▸ **THE TASK**
Select, from the data, each line where "index" occurs.

▸ **INFORMATION PROVIDED**

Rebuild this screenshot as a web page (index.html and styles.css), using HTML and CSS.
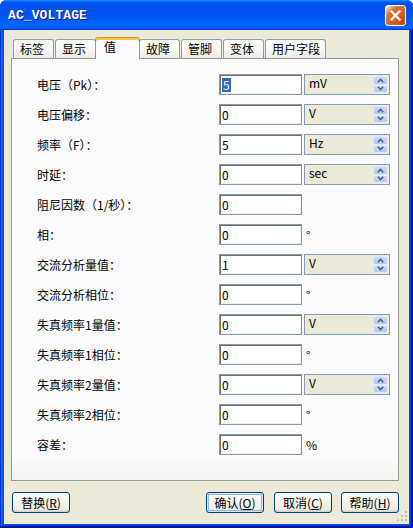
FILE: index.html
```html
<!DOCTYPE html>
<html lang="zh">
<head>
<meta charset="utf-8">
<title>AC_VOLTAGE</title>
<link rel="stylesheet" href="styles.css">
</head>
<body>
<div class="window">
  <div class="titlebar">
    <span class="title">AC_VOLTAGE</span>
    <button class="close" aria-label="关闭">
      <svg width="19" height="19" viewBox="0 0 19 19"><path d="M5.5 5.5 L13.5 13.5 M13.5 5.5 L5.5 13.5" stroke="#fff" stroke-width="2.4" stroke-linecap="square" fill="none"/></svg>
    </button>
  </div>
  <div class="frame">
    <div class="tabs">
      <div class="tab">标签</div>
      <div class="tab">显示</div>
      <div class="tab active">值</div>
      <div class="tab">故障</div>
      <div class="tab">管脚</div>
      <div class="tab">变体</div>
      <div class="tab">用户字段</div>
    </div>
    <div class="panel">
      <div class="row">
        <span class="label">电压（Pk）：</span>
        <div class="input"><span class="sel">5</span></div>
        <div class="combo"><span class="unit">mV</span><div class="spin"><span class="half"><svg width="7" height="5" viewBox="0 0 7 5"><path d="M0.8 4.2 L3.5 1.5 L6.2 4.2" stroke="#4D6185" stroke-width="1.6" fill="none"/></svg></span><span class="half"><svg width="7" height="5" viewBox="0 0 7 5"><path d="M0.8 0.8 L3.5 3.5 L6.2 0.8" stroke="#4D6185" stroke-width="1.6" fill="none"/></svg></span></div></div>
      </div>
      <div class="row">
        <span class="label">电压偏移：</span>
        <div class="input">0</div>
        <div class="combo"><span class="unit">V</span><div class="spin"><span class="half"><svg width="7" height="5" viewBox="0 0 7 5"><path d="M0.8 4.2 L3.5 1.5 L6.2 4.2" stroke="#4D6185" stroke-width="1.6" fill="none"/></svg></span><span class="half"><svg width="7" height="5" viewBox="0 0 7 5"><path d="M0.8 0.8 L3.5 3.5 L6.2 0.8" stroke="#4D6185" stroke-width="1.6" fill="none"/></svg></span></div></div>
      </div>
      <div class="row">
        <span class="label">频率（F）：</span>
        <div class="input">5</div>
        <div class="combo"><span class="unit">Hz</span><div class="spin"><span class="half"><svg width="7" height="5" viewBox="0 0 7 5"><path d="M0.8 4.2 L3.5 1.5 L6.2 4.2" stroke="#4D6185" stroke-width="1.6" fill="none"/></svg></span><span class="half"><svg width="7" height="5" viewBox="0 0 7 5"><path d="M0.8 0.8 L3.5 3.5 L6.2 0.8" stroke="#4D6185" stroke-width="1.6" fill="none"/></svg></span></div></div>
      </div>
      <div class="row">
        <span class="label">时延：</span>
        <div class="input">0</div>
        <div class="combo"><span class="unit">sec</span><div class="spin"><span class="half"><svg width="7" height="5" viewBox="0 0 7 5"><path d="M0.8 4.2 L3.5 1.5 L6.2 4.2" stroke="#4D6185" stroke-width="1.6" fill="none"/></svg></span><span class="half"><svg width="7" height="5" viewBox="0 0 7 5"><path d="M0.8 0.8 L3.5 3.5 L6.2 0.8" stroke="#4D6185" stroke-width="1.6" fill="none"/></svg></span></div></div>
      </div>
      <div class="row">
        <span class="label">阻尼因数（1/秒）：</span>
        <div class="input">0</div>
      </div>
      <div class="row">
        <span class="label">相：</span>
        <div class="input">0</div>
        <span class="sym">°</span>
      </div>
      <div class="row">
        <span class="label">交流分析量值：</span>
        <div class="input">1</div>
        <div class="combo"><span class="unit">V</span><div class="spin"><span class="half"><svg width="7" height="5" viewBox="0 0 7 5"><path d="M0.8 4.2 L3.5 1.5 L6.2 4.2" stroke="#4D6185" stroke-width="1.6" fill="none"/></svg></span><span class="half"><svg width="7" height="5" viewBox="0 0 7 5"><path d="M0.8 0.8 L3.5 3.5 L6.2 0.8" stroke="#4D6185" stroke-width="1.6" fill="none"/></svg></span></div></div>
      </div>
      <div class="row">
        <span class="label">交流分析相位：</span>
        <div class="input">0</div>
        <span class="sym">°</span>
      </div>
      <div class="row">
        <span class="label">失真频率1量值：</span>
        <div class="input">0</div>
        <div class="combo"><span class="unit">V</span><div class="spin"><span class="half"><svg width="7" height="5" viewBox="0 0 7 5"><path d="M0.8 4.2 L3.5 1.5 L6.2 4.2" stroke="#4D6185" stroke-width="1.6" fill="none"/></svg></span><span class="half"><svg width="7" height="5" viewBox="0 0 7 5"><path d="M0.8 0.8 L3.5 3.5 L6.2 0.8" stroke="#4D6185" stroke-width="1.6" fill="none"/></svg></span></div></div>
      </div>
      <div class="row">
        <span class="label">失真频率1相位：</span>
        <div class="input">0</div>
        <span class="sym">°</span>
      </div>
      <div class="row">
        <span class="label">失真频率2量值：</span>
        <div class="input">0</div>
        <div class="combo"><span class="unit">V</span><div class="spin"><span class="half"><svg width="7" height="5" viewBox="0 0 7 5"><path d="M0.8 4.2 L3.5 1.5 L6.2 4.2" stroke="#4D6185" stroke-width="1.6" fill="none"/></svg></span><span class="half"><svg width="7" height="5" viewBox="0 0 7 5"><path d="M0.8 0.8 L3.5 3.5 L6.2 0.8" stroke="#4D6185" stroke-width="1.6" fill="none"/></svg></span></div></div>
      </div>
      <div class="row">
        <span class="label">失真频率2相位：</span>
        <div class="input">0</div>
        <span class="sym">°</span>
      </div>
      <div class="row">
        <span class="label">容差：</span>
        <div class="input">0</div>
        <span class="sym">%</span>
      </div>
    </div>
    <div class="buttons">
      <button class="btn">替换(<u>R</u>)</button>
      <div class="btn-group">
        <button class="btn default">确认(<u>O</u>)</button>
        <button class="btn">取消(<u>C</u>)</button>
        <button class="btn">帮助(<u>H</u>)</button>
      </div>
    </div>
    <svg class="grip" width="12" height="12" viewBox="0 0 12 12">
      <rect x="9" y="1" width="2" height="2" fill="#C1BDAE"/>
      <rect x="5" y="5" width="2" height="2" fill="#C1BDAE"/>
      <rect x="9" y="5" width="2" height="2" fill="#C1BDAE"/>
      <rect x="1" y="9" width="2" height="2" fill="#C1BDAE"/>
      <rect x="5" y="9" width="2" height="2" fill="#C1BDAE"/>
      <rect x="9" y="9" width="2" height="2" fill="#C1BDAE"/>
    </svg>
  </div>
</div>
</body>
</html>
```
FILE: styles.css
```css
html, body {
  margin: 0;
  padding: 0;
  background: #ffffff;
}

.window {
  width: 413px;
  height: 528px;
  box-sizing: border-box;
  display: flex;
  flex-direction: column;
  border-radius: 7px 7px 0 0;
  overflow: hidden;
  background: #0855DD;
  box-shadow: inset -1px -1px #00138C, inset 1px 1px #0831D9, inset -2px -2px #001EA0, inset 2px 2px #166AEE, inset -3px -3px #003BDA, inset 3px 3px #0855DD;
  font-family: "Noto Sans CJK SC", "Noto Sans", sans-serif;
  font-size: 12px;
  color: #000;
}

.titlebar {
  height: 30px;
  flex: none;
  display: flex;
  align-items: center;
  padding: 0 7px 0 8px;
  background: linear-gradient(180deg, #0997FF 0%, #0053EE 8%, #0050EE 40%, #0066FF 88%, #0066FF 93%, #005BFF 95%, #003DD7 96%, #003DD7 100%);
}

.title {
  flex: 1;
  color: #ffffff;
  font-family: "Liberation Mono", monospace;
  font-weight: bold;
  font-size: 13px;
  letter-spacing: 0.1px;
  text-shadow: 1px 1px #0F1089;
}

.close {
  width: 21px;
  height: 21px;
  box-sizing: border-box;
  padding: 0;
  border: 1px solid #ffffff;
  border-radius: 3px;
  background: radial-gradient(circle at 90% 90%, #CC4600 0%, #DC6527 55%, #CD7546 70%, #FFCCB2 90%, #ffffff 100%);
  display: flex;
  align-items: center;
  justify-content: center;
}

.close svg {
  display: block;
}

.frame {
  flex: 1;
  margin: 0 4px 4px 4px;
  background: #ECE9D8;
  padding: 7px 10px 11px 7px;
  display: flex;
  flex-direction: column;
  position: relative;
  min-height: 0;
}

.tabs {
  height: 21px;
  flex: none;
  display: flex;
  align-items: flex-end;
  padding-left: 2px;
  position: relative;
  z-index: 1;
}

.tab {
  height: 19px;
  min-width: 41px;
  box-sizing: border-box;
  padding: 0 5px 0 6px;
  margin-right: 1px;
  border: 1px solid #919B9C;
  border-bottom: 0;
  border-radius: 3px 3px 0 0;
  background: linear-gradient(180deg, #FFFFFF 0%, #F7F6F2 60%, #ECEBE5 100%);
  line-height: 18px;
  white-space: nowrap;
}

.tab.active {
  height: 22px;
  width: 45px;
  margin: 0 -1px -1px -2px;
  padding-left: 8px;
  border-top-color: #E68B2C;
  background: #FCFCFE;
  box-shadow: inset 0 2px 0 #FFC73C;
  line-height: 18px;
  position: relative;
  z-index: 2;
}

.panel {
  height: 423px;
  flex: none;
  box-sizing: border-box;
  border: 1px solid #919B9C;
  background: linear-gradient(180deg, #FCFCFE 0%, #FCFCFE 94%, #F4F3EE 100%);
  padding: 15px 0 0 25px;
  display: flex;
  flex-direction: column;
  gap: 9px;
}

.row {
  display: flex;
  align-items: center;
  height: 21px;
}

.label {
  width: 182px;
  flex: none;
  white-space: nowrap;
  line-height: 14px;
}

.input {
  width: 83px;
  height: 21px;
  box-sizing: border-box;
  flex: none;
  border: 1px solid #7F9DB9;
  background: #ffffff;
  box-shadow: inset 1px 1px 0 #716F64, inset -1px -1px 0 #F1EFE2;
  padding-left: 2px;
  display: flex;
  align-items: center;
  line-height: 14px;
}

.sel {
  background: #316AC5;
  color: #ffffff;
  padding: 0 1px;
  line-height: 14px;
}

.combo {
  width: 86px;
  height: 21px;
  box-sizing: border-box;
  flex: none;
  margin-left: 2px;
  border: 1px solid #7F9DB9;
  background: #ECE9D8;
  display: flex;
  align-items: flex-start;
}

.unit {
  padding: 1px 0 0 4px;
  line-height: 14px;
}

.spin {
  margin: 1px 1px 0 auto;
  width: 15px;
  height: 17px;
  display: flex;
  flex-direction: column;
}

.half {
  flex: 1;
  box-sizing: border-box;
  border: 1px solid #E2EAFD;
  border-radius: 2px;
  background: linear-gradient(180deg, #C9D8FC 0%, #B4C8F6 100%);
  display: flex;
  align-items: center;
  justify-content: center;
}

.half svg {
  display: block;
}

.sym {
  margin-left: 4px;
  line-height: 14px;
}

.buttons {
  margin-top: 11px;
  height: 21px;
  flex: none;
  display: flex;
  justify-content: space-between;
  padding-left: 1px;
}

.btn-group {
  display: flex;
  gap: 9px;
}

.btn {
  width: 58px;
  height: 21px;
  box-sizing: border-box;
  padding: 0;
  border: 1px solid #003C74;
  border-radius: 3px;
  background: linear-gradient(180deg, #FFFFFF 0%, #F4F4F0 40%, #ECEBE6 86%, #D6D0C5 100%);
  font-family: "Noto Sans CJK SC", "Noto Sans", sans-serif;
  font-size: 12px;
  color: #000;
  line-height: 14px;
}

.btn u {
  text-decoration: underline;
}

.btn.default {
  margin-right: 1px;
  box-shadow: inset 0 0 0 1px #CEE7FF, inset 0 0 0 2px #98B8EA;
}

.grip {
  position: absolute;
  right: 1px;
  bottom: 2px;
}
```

▸ **REPLY**
Rebuild this screenshot as a web page (index.html and styles.css), using HTML and CSS.
FILE: index.html
  z-index: 1;
  z-index: 2;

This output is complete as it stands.